4.3 Checkpointing under DMTCP 

Checkpointing proceeds through seven stages and six global barriers. Global barriers could be implemented 
efficiently through peer-to-peer communication or broadcast trees, but are currently centralized for simplicity 
of implementation. 

The following is the DMTCP distributed algorithm for checkpointing an entire cluster. It is executed 
asynchronously in each user process. The only communication primitive used is a cluster-wide barrier. The 
following steps are depicted graphically in Figure [T| 

1. Normal execution: The checkpoint manager thread in each process waits until a new checkpoint is 
requested by the coordinator. This is done by waiting at a special barrier that is not released until 
checkpoint time. 

2. Suspend user threads: MTCP suspends all user threads, then DMTCP saves the owner of each file 
descriptor. DMTCP then waits until all application processes reach Barrier 2: "suspended", then 
releases the barrier. 

3. Elect shard FD leaders: DMTCP executes an election of a leader for each potentially shared file 
descriptor. We trick the operating system into electing a leader for us by misusing the F SET OWN 
flag of fcntl. All processes set the owner, and the last one wins the election. In Step [4] a process 
can test if it is the election leader for a socket fd by testing if fcntl (fd, F_GETOWN)==getpid() . The 
original value for F_SETOWN is restored after kernel buffers are refilled. DMTCP then waits until 
all application processes reach Barrier 3: "election completed", then releases the barrier. 
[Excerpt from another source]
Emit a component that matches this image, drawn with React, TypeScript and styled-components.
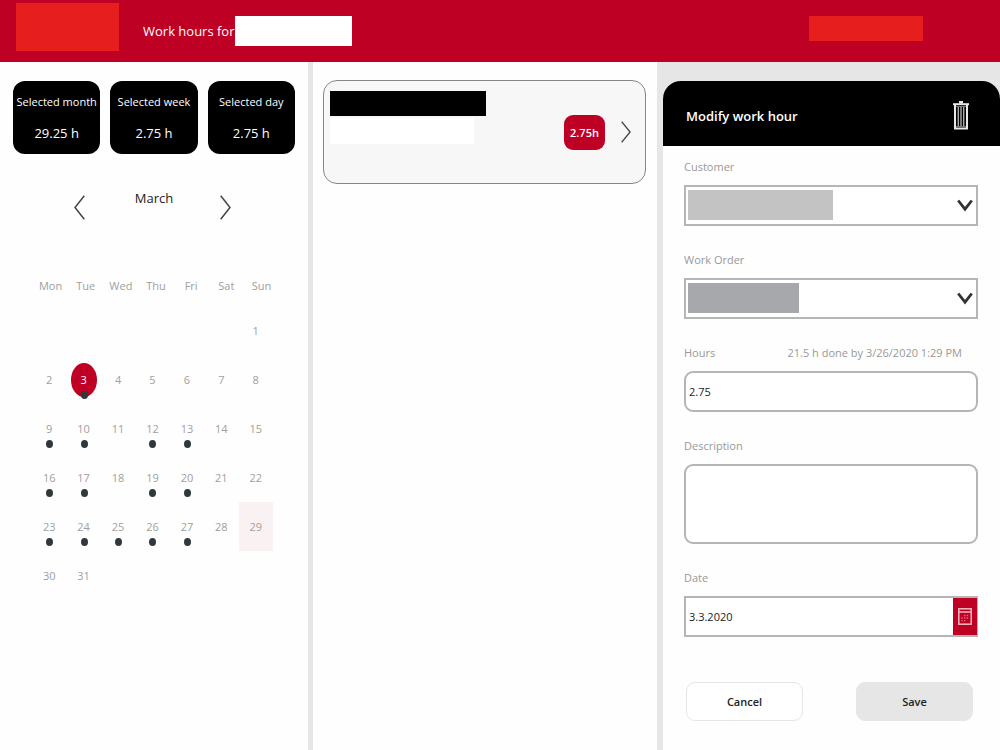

4. Drain kernel buffers and perform handshakes with peers: For each socket, the corresponding election 
leader flushes that socket by sending a special token. It then drains that socket by receiving until 
there is no more available data and the special token is seen. DMTCP then performs handshakes with 
all socket peers to discover the globally unique ID of the remote side of all sockets. The connection 
information table is then written to disk. DMTCP then waits until all application processes reach 
Barrier 4: "drained", then releases the barrier.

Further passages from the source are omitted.